外科医のキャリアを考えることがあります。海外にいると、そのモデルは非常に参考になります。
ひとつは手技をつきつめて、一握りを目指すキャリアです。そのためには海外で修行をしたりあちこちで長い修練をつんだほうがよいでしょう。たとえ、日本のトップセンターにいって、そこでのトップになっても、上には上がいます。韓国や中国は医療の集中化がすすんでいますから、より困難な手術ばかり多くやっているひとたちもいるでしょう。世の中にはロボットCABGを200例近くやっている先生もいますし、感染性心内膜炎ばかりやっていて、Redo Commando procedureを何度も何度もやっている先生、Redo Rossを年間何十例もしている先生もいます。そういうところにたどりつけないと、なかなか満足はできないかもしれません。
リサーチに道をみつけるひとも、います。新しい手術を開発したり、画期的な手術を繰り返ししている先生もいます。もしくは心臓血管外科の分野に新しい分野をつくるひとたちもいます。そういうひとを目指すのは、難しいですが、やりがいがあるでしょう。
日本であまりないのはお金を得る外科医になることです。外科の先生で大金で雇われている先生はあまりいません。もしくは外科医として難しい手術をやりながら、お金を稼いでいるひとたちは少ないのではないでしょうか?
海外では逆にこれがマジョリティです。おおくはプライベートの患者さんを優先しながら、公的病院の患者さんも治療していく、先生は実はかなりいます。何千万円も何億も稼ぐわけです。がんばったらこんなふうになれると、なるとそれなりに夢もあります。

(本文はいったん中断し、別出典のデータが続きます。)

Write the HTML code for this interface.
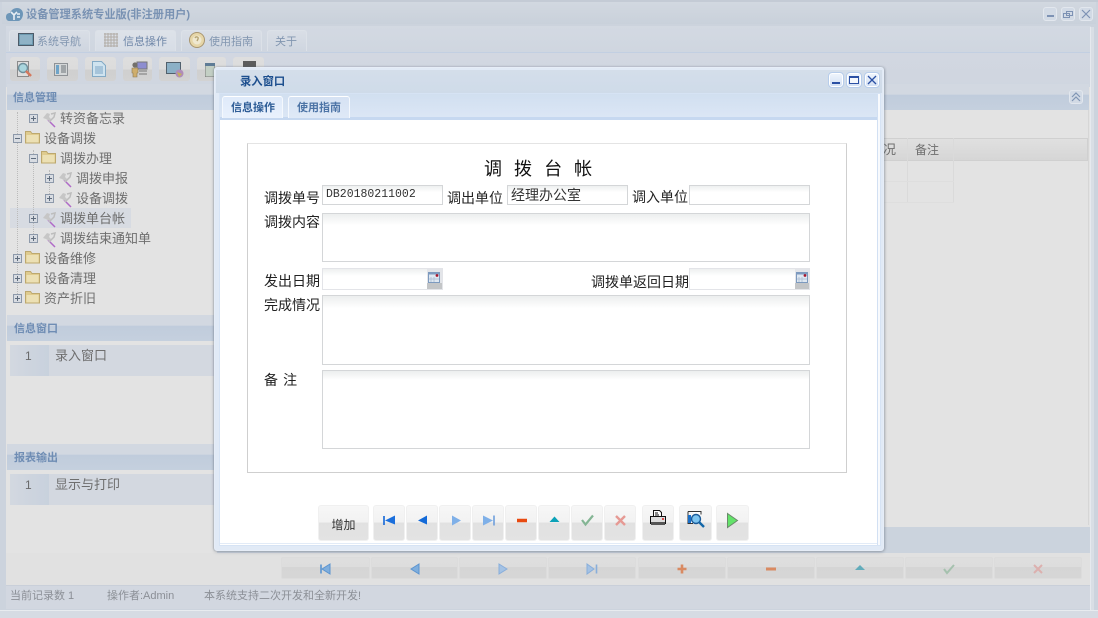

家庭をかえりみず、病院に住んで、患者さんを次々になおして、医師として邁進して、家庭からの、信用をうしなった先生を知っています。清貧ですが、家族をハッピーにできなかったのです。部長として、何年もはたらき、何人もの外科医を輩出して、最終的に開業した先生を知っています。キャリアに一貫性がなく、そうなると最初外科を選択したことが間違いだったのかという気すらしてしまいます。
そういうのはなんだか寂しい気がします。せっかく外科医師の数が減るというならば、市場価値を高める方向にうごいたほうがよいとおもいます。
日本の外科医に夢がみられるような世の中になるとよいですね。